The criminal case that emerged from February 2023’s high-profile law enforcement search for an armed, suicidal man across Baltimore and Harford counties was a contentious one, with Linthicum’s defense team seeking to blame police for exacerbating a mental health crisis and accusing both prosecutors and Baltimore County Judge Garret P. Glennon of bias.

A county grand jury indicted Linthicum, 26, on 27 counts last year, but prosecutors dismissed some of those charges during trial, which began Sept. 17 after a jury was chosen.

The maximum sentence for attempted first-degree murder — which requires premeditation — is life imprisonment. The firearms offenses each carry a maximum of 20 years in prison, while the maximum sentence for armed carjacking is 30 years. A date has not been set for sentencing.

Deputy State’s Attorney John Cox said outside the Baltimore County Circuit Court in Towson that the verdict represented “justice.”

“That’s exactly what happened,” he said of the jury’s ruling.

Assistant State’s Attorney Zarena Sita called the case a “long, hard-fought battle” that was difficult for the officers Linthicum fired at, three of whom sat in the courtroom’s front row Thursday.

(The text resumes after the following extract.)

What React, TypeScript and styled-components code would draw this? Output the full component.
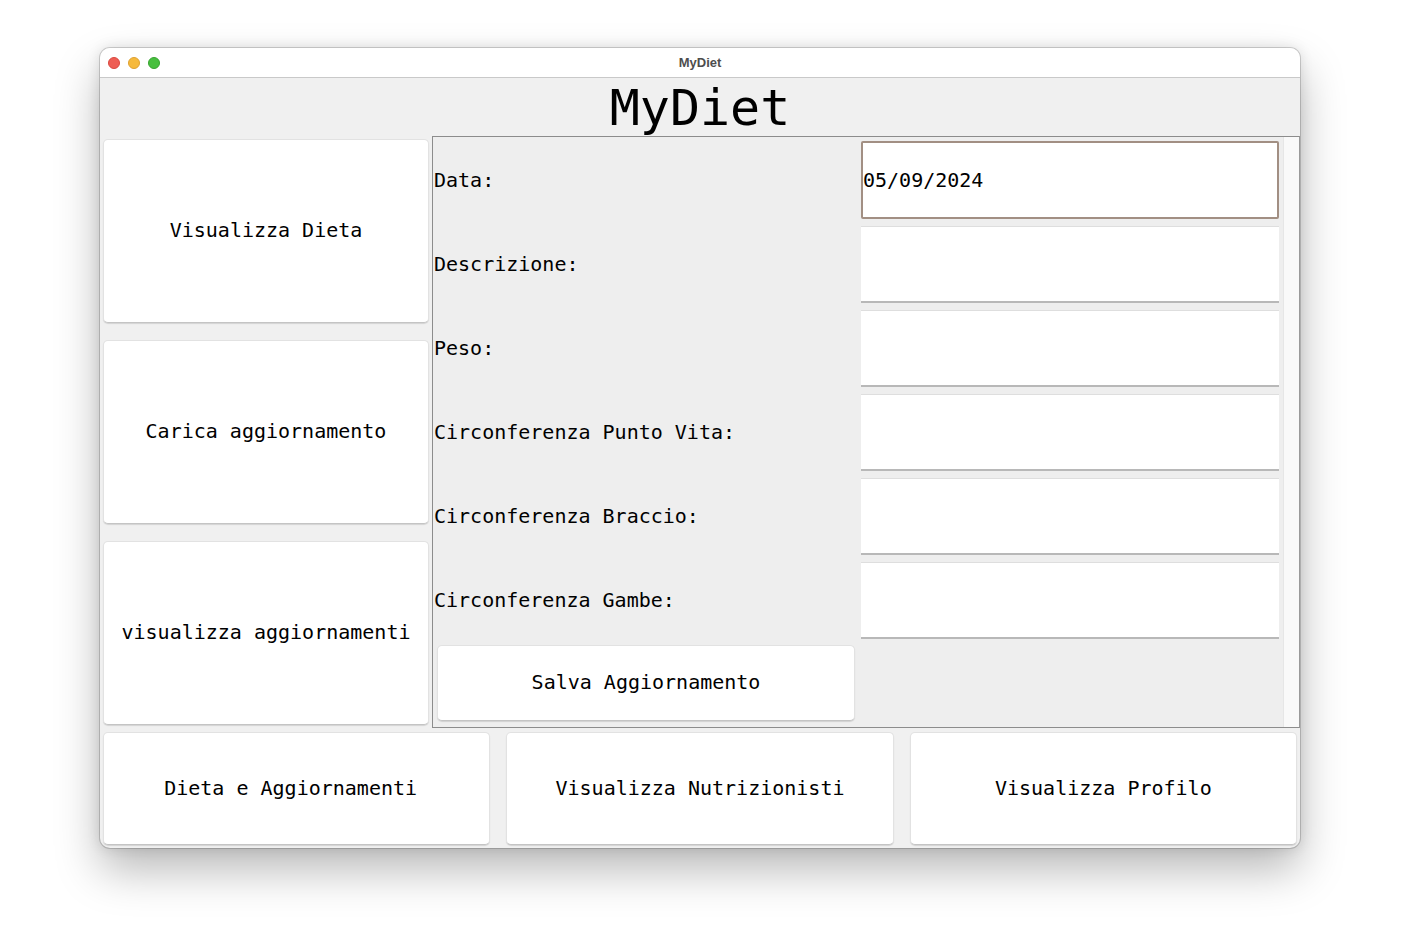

“This is an individual who attempted to take lives of four Baltimore County Police officers. There is absolutely no blame on the police for them trying to do their job,” Cox said in response to a question about the defense’s case.

Linthicum’s attorneys, Deborah Katz Levi, the director of special litigation of the Maryland Office of the Public Defender, and James Dills, district public defender for Baltimore County, say they plan to file an appeal.

“Mr. Dills and I implore the citizens of Maryland to adopt an alternative response model to mental health crisis so this kind of event does not happen again in the future,” Levi wrote in a text message to The Baltimore Sun. “Most certainly, certainly, Mr. Linthicum does not deserve to spend the rest of his life in prison as a result of the events that happened in February of 2023.”


Prosecutors argued that Linthicum should be held accountable for shooting a rifle at three police officers who arrived at his Cockeysville home Feb. 8, 2023, in response to his father’s 911 call reporting his son was armed and suicidal, before shooting and critically wounding a police detective a day later amid a multicounty search for him.

Describing Linthicum as mentally ill, his defense attorneys criticized the initial police response and what they described as communication misfires amid the “manhunt.”

In particular, Levi faulted officers for entering his locked bedroom with his father after police were told Linthicum had a rifle inside with him. Linthicum fired at them through a wall, striking one officer, Barry Jordan.

Another officer, April Burton, said later in an exchange captured on her body-worn camera that she believed police had “agitated the situation.” She testified during the trial that she had meant that Linthicum didn’t want the help of police.

Linthicum fled the Powers Avenue home that afternoon as authorities locked down local schools and warned neighbors to shelter indoors. SWAT teams surrounded the Cockeysville street, drove tactical vehicles around the yard and threw flash bangs into the suburban home, breaking the glass on the door’s front window in the process.

In the evening of Feb. 9, 2023, a Baltimore County detective, Jonathan Chih, drove down Warren Road to check on a report of a man walking along the dark road. He pulled his police pickup truck over, thinking Linthicum was a hitchhiker.

“Are you here to kill me?” asked Linthicum, according to Chih’s body-worn camera video, as the detective stepped out of the truck.

“No, why?” Chih replied just as shots rang out, according to the videos.

Chih testified last week about the shooting and his injuries, which have prevented him from returning to full duty more than a year and a half after the shooting.

Linthicum stole Chih’s police Dodge Ram truck, the single charge his defense team conceded during closing arguments, and fled into Harford County, where he was arrested eventually without injury.

Sita told reporters she called Chih right after the verdict. Asked about his reaction to the news, she said, “I believe that he is happy that this is resolved.”